Directions for this task: Once the pictures are set aside, transcribe the remaining data exactly.

Given material:

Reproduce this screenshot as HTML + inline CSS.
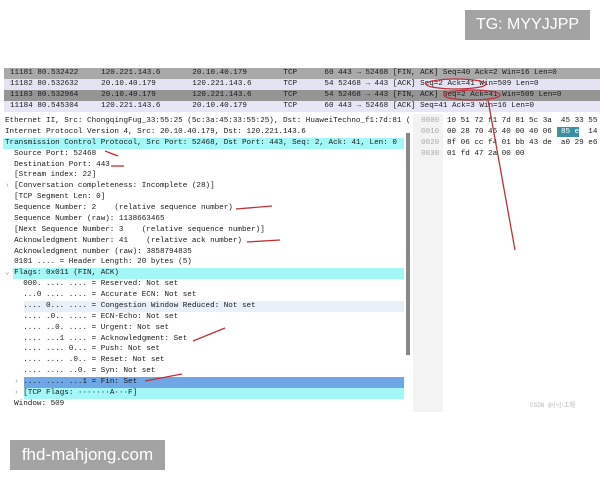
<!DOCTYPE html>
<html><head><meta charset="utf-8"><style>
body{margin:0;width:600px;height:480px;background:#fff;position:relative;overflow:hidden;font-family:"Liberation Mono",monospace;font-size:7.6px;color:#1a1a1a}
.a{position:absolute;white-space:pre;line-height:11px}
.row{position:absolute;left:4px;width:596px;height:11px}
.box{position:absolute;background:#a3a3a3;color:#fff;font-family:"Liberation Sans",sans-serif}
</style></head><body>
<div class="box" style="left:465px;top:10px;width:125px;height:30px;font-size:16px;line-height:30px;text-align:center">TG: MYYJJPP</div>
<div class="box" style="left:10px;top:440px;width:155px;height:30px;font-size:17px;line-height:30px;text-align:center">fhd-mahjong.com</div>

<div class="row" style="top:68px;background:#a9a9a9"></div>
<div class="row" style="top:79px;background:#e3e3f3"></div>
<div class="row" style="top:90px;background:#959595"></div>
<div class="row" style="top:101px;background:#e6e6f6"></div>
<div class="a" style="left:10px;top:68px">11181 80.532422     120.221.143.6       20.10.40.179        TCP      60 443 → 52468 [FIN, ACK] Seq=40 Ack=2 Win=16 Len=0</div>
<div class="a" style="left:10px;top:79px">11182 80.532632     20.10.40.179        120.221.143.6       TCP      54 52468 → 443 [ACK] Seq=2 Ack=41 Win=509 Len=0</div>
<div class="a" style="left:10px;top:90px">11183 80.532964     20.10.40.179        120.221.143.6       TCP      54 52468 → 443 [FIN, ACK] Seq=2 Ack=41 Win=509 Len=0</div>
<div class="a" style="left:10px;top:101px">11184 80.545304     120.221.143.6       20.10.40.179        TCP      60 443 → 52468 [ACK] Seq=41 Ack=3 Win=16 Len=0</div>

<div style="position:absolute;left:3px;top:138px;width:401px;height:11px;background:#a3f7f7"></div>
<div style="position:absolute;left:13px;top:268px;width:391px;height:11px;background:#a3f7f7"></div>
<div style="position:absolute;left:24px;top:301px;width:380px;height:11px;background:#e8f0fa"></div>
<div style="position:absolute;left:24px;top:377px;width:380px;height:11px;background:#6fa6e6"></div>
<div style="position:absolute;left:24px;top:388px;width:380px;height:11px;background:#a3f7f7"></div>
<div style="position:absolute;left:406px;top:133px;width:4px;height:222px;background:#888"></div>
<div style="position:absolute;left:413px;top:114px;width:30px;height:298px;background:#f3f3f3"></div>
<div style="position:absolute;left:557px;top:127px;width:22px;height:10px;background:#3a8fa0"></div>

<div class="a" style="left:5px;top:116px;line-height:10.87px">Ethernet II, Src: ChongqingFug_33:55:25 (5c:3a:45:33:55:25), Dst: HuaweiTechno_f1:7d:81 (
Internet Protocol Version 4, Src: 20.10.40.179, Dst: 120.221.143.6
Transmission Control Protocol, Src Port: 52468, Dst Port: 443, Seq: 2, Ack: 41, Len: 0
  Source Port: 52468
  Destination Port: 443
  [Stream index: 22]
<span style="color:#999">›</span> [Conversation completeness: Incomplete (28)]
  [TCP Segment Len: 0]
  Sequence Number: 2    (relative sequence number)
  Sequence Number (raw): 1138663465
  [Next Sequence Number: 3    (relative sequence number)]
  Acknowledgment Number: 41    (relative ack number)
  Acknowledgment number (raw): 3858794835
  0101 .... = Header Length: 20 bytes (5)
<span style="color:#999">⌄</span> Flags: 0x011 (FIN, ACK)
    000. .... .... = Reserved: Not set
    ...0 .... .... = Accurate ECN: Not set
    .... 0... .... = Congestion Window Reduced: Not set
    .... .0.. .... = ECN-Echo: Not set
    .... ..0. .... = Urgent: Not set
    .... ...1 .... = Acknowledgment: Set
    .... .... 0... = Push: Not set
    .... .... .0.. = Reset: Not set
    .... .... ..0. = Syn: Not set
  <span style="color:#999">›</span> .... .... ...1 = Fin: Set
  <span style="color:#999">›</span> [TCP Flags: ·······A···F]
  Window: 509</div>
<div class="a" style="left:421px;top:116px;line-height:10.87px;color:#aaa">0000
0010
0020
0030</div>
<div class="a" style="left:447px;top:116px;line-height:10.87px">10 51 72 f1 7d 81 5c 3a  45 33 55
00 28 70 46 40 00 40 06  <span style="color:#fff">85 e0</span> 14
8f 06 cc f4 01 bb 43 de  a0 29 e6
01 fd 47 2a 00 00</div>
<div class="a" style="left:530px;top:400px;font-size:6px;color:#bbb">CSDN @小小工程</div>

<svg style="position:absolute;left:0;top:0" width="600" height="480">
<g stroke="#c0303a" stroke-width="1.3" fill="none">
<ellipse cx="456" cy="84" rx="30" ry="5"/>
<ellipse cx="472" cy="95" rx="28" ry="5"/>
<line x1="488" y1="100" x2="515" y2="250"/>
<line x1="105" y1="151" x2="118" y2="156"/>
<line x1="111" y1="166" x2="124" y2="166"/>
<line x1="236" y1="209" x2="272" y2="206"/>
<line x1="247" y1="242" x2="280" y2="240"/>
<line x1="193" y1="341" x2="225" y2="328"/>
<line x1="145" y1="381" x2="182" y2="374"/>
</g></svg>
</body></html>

Finished exercise:
Reproduce this screenshot as HTML + inline CSS.
<!DOCTYPE html>
<html><head><meta charset="utf-8"><style>
body{margin:0;width:600px;height:480px;background:#fff;position:relative;overflow:hidden;font-family:"Liberation Mono",monospace;font-size:7.6px;color:#1a1a1a}
.a{position:absolute;white-space:pre;line-height:11px}
.row{position:absolute;left:4px;width:596px;height:11px}
.box{position:absolute;background:#a3a3a3;color:#fff;font-family:"Liberation Sans",sans-serif}
</style></head><body>
<div class="box" style="left:465px;top:10px;width:125px;height:30px;font-size:16px;line-height:30px;text-align:center">TG: MYYJJPP</div>
<div class="box" style="left:10px;top:440px;width:155px;height:30px;font-size:17px;line-height:30px;text-align:center">fhd-mahjong.com</div>

<div class="row" style="top:68px;background:#a9a9a9"></div>
<div class="row" style="top:79px;background:#e3e3f3"></div>
<div class="row" style="top:90px;background:#959595"></div>
<div class="row" style="top:101px;background:#e6e6f6"></div>
<div class="a" style="left:10px;top:68px">11181 80.532422     120.221.143.6       20.10.40.179        TCP      60 443 → 52468 [FIN, ACK] Seq=40 Ack=2 Win=16 Len=0</div>
<div class="a" style="left:10px;top:79px">11182 80.532632     20.10.40.179        120.221.143.6       TCP      54 52468 → 443 [ACK] Seq=2 Ack=41 Win=509 Len=0</div>
<div class="a" style="left:10px;top:90px">11183 80.532964     20.10.40.179        120.221.143.6       TCP      54 52468 → 443 [FIN, ACK] Seq=2 Ack=41 Win=509 Len=0</div>
<div class="a" style="left:10px;top:101px">11184 80.545304     120.221.143.6       20.10.40.179        TCP      60 443 → 52468 [ACK] Seq=41 Ack=3 Win=16 Len=0</div>

<div style="position:absolute;left:3px;top:138px;width:401px;height:11px;background:#a3f7f7"></div>
<div style="position:absolute;left:13px;top:268px;width:391px;height:11px;background:#a3f7f7"></div>
<div style="position:absolute;left:24px;top:301px;width:380px;height:11px;background:#e8f0fa"></div>
<div style="position:absolute;left:24px;top:377px;width:380px;height:11px;background:#6fa6e6"></div>
<div style="position:absolute;left:24px;top:388px;width:380px;height:11px;background:#a3f7f7"></div>
<div style="position:absolute;left:406px;top:133px;width:4px;height:222px;background:#888"></div>
<div style="position:absolute;left:413px;top:114px;width:30px;height:298px;background:#f3f3f3"></div>
<div style="position:absolute;left:557px;top:127px;width:22px;height:10px;background:#3a8fa0"></div>

<div class="a" style="left:5px;top:116px;line-height:10.87px">Ethernet II, Src: ChongqingFug_33:55:25 (5c:3a:45:33:55:25), Dst: HuaweiTechno_f1:7d:81 (
Internet Protocol Version 4, Src: 20.10.40.179, Dst: 120.221.143.6
Transmission Control Protocol, Src Port: 52468, Dst Port: 443, Seq: 2, Ack: 41, Len: 0
  Source Port: 52468
  Destination Port: 443
  [Stream index: 22]
<span style="color:#999">›</span> [Conversation completeness: Incomplete (28)]
  [TCP Segment Len: 0]
  Sequence Number: 2    (relative sequence number)
  Sequence Number (raw): 1138663465
  [Next Sequence Number: 3    (relative sequence number)]
  Acknowledgment Number: 41    (relative ack number)
  Acknowledgment number (raw): 3858794835
  0101 .... = Header Length: 20 bytes (5)
<span style="color:#999">⌄</span> Flags: 0x011 (FIN, ACK)
    000. .... .... = Reserved: Not set
    ...0 .... .... = Accurate ECN: Not set
    .... 0... .... = Congestion Window Reduced: Not set
    .... .0.. .... = ECN-Echo: Not set
    .... ..0. .... = Urgent: Not set
    .... ...1 .... = Acknowledgment: Set
    .... .... 0... = Push: Not set
    .... .... .0.. = Reset: Not set
    .... .... ..0. = Syn: Not set
  <span style="color:#999">›</span> .... .... ...1 = Fin: Set
  <span style="color:#999">›</span> [TCP Flags: ·······A···F]
  Window: 509</div>
<div class="a" style="left:421px;top:116px;line-height:10.87px;color:#aaa">0000
0010
0020
0030</div>
<div class="a" style="left:447px;top:116px;line-height:10.87px">10 51 72 f1 7d 81 5c 3a  45 33 55
00 28 70 46 40 00 40 06  <span style="color:#fff">85 e0</span> 14
8f 06 cc f4 01 bb 43 de  a0 29 e6
01 fd 47 2a 00 00</div>
<div class="a" style="left:530px;top:400px;font-size:6px;color:#bbb">CSDN @小小工程</div>

<svg style="position:absolute;left:0;top:0" width="600" height="480">
<g stroke="#c0303a" stroke-width="1.3" fill="none">
<ellipse cx="456" cy="84" rx="30" ry="5"/>
<ellipse cx="472" cy="95" rx="28" ry="5"/>
<line x1="488" y1="100" x2="515" y2="250"/>
<line x1="105" y1="151" x2="118" y2="156"/>
<line x1="111" y1="166" x2="124" y2="166"/>
<line x1="236" y1="209" x2="272" y2="206"/>
<line x1="247" y1="242" x2="280" y2="240"/>
<line x1="193" y1="341" x2="225" y2="328"/>
<line x1="145" y1="381" x2="182" y2="374"/>
</g></svg>
</body></html>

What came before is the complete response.